— DATA BLOCK —
● ● ● ● ● ● ●

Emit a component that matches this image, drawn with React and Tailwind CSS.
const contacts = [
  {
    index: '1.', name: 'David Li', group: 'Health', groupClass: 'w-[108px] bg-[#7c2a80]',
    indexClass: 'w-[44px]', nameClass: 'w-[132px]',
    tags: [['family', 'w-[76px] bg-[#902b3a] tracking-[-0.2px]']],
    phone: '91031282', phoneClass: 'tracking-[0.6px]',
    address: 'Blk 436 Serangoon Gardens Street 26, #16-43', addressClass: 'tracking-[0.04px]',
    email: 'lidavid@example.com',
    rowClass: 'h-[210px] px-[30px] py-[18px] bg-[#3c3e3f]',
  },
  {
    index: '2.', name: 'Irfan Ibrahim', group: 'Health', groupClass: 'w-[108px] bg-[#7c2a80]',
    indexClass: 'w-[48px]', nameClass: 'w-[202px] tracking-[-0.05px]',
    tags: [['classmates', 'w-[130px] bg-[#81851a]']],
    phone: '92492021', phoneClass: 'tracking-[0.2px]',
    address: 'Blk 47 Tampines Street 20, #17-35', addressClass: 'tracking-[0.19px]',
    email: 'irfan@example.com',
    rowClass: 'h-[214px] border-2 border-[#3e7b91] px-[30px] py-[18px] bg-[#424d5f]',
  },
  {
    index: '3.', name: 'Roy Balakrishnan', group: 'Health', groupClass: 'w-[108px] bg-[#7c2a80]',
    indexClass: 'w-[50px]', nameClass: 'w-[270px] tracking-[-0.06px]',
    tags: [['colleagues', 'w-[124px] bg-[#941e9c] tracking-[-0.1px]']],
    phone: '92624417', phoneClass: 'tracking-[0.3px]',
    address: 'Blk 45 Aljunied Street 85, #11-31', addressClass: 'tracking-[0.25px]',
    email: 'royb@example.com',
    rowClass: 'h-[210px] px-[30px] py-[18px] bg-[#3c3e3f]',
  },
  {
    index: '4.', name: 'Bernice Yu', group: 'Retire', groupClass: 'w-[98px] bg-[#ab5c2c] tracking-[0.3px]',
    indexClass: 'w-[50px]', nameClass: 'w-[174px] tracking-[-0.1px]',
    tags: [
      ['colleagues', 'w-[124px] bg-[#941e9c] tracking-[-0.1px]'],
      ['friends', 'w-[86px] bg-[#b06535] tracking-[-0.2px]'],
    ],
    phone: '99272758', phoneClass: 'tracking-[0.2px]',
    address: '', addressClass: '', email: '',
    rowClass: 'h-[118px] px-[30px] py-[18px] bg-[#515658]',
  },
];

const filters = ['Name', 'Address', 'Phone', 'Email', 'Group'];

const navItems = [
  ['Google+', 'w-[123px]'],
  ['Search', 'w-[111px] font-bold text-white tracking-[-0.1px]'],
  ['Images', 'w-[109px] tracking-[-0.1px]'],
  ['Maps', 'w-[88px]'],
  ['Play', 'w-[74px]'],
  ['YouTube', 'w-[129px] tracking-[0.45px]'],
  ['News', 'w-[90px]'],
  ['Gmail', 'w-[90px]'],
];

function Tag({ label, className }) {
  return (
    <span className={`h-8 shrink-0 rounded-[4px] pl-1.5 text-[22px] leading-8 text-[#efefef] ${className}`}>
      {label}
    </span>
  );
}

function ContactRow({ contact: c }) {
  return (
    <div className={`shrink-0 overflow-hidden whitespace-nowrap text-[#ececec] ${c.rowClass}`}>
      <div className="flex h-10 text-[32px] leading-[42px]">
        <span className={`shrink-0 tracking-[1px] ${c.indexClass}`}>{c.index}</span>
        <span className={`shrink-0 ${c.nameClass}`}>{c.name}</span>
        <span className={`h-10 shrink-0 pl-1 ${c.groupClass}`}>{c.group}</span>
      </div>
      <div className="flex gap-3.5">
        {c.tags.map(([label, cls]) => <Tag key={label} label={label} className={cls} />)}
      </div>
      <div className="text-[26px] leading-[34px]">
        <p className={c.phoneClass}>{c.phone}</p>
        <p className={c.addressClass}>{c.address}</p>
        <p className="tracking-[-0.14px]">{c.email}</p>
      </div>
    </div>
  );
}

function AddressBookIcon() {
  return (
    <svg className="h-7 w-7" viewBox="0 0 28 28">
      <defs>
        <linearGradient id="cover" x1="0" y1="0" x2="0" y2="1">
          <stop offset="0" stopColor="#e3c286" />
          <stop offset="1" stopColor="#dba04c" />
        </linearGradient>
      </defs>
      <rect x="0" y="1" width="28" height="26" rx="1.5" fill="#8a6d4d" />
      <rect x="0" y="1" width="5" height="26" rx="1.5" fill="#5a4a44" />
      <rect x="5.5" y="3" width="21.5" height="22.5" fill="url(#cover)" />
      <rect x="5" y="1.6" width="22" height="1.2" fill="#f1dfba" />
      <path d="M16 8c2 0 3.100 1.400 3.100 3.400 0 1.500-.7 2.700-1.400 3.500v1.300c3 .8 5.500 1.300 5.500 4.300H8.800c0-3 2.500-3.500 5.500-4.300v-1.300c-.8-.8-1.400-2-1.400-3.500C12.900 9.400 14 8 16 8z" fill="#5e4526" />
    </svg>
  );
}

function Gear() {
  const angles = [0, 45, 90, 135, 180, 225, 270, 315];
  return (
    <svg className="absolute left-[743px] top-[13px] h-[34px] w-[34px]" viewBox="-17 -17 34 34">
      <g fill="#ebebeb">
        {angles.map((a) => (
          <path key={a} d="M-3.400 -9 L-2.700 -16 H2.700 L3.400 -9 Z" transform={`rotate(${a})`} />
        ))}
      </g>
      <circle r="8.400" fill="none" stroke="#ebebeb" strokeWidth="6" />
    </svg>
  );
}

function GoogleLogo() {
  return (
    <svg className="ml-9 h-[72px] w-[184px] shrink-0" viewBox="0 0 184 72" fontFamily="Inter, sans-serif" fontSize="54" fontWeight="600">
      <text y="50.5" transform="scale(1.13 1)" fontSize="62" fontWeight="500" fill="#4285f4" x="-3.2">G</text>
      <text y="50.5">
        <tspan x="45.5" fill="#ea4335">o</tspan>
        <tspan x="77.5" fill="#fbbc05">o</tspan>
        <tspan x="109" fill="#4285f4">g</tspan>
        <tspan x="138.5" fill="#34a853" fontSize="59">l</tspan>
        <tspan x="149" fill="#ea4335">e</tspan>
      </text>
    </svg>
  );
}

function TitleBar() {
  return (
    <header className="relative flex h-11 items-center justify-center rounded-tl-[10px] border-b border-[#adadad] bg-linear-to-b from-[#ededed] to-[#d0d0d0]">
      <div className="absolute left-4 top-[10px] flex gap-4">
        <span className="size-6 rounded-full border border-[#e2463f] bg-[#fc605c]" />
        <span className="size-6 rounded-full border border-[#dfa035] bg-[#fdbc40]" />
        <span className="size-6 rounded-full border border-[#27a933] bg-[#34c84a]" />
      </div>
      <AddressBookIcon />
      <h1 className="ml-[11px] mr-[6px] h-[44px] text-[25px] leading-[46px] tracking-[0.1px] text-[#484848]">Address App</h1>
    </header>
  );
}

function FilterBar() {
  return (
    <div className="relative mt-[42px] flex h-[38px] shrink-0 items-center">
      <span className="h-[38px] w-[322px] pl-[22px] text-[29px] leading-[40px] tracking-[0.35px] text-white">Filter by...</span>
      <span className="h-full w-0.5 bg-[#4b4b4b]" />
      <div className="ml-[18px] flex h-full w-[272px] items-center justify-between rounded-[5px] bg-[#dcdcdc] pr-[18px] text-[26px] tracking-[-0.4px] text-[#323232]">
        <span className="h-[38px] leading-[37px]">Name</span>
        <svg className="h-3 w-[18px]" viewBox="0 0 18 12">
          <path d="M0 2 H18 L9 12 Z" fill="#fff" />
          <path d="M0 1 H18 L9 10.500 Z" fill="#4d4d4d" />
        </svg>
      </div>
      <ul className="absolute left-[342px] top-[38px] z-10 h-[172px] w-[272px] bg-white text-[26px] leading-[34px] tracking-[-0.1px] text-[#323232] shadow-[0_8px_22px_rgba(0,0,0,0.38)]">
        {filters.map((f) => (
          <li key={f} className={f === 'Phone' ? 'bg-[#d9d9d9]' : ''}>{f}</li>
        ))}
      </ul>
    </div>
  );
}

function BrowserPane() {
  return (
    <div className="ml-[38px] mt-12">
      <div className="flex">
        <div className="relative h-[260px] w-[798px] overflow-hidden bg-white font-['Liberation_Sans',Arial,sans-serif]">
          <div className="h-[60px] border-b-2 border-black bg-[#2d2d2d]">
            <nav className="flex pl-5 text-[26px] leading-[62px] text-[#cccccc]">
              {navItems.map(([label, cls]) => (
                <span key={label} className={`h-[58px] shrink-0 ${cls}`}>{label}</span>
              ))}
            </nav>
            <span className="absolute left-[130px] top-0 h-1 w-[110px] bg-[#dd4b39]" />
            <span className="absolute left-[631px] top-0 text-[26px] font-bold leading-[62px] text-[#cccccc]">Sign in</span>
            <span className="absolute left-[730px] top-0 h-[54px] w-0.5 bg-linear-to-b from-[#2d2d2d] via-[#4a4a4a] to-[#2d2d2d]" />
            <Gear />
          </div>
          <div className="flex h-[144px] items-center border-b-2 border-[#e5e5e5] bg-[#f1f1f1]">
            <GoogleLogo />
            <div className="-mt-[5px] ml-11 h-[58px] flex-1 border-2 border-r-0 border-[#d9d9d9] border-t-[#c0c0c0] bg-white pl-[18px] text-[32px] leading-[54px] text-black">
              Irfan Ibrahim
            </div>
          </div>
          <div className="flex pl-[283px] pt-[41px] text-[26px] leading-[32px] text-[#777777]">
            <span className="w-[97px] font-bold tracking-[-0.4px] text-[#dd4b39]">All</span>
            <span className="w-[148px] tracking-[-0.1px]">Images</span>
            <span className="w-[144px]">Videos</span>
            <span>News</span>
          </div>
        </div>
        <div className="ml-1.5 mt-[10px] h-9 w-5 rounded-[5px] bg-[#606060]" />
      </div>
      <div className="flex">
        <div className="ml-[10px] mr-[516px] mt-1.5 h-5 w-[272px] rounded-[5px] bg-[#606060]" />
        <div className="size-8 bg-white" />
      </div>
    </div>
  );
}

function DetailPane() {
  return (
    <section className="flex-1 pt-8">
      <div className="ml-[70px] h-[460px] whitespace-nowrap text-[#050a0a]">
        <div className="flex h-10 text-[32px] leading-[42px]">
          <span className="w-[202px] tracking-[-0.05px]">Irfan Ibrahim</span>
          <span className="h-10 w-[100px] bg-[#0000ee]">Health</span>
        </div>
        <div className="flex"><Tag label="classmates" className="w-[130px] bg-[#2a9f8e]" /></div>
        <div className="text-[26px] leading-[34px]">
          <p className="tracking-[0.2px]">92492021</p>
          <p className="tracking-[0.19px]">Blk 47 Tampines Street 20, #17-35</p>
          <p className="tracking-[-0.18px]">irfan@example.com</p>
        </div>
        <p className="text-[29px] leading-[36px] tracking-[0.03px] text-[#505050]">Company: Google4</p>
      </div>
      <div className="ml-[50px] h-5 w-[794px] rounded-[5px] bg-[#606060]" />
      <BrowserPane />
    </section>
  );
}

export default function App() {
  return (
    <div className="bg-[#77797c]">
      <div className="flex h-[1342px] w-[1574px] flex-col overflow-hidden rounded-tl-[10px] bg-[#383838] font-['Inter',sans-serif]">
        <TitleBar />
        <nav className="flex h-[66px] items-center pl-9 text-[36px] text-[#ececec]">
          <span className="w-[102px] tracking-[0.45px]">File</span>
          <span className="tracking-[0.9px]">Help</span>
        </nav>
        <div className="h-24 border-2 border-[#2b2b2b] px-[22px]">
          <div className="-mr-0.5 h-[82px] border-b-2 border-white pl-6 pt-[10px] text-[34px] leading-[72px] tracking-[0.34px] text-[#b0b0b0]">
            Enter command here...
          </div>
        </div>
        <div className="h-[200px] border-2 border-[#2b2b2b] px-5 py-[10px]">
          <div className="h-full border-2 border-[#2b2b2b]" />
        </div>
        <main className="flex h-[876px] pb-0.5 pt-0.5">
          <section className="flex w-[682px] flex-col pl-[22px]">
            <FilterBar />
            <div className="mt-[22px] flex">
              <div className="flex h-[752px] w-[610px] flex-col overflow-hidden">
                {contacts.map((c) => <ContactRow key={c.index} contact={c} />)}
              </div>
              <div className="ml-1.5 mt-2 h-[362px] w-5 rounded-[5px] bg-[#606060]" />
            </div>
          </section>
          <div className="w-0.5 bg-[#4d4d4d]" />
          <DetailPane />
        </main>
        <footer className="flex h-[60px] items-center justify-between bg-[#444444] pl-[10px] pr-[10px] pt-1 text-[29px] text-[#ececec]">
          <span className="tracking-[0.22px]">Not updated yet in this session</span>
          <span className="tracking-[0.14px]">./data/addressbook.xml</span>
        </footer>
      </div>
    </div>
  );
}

● ● ● ● ● ● ●

— TASK REQUIREMENTS —
Check each line of the material above for "this" and say how many lines contain it, giving the number alone.

— REPLY —
2